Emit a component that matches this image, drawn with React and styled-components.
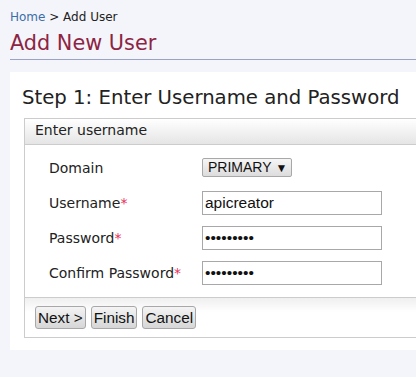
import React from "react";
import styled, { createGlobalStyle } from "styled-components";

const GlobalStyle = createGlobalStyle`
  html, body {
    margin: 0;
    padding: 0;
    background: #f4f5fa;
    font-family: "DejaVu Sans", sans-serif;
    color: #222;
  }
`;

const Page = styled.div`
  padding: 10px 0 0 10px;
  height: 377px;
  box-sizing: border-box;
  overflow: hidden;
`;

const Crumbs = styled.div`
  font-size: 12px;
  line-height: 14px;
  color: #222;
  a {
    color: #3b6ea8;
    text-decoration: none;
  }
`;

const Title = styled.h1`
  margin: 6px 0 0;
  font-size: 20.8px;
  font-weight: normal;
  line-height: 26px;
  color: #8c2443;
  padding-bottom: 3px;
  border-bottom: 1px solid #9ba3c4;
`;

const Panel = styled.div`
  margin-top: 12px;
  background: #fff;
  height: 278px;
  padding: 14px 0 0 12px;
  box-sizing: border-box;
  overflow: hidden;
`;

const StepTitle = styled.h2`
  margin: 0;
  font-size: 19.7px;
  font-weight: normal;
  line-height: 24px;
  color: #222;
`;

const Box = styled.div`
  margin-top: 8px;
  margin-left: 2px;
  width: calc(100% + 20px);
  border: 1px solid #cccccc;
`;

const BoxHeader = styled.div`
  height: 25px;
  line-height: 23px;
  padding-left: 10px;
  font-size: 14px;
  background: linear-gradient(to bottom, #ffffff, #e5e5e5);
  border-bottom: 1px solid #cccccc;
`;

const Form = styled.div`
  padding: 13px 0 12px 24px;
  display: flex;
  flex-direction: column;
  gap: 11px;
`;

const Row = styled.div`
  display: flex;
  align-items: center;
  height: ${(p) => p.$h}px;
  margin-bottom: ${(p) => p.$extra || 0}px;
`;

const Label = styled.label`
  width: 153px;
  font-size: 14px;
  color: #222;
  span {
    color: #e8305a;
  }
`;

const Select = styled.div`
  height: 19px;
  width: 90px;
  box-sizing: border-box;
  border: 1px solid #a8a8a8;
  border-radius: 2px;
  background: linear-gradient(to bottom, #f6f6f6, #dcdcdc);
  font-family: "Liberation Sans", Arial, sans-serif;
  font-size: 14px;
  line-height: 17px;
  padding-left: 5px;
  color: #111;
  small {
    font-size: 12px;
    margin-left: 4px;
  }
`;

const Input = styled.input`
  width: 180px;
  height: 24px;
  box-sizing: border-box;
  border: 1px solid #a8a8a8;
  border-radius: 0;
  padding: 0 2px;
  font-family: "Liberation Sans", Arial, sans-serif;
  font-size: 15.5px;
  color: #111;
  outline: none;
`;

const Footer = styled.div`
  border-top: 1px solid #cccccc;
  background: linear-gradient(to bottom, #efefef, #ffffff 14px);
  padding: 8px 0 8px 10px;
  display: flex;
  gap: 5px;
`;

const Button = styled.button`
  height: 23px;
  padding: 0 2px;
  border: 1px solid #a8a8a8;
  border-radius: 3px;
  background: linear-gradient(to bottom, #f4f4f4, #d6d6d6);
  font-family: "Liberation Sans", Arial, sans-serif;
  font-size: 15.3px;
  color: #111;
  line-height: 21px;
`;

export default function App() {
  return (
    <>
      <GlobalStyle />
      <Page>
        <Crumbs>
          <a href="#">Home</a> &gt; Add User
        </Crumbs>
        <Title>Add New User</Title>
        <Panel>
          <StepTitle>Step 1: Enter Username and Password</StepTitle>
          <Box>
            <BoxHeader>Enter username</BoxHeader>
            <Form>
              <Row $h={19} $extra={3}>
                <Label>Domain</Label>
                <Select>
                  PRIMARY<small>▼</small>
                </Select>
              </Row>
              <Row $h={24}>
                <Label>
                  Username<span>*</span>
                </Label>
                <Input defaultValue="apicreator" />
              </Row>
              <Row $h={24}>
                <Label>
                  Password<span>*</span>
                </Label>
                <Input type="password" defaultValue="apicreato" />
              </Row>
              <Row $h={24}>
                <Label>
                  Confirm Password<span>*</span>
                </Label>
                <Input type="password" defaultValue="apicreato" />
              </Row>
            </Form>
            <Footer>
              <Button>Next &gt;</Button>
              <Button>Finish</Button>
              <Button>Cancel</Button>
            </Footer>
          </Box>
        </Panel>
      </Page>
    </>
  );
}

※ ※ ※

▸ **WORK TO COMPLETE**:
Where a line in the material contains "components", copy that line.

▸ **RESPONSE TO THE EXERCISE**:
Emit a component that matches this image, drawn with React and styled-components.
import styled, { createGlobalStyle } from "styled-components";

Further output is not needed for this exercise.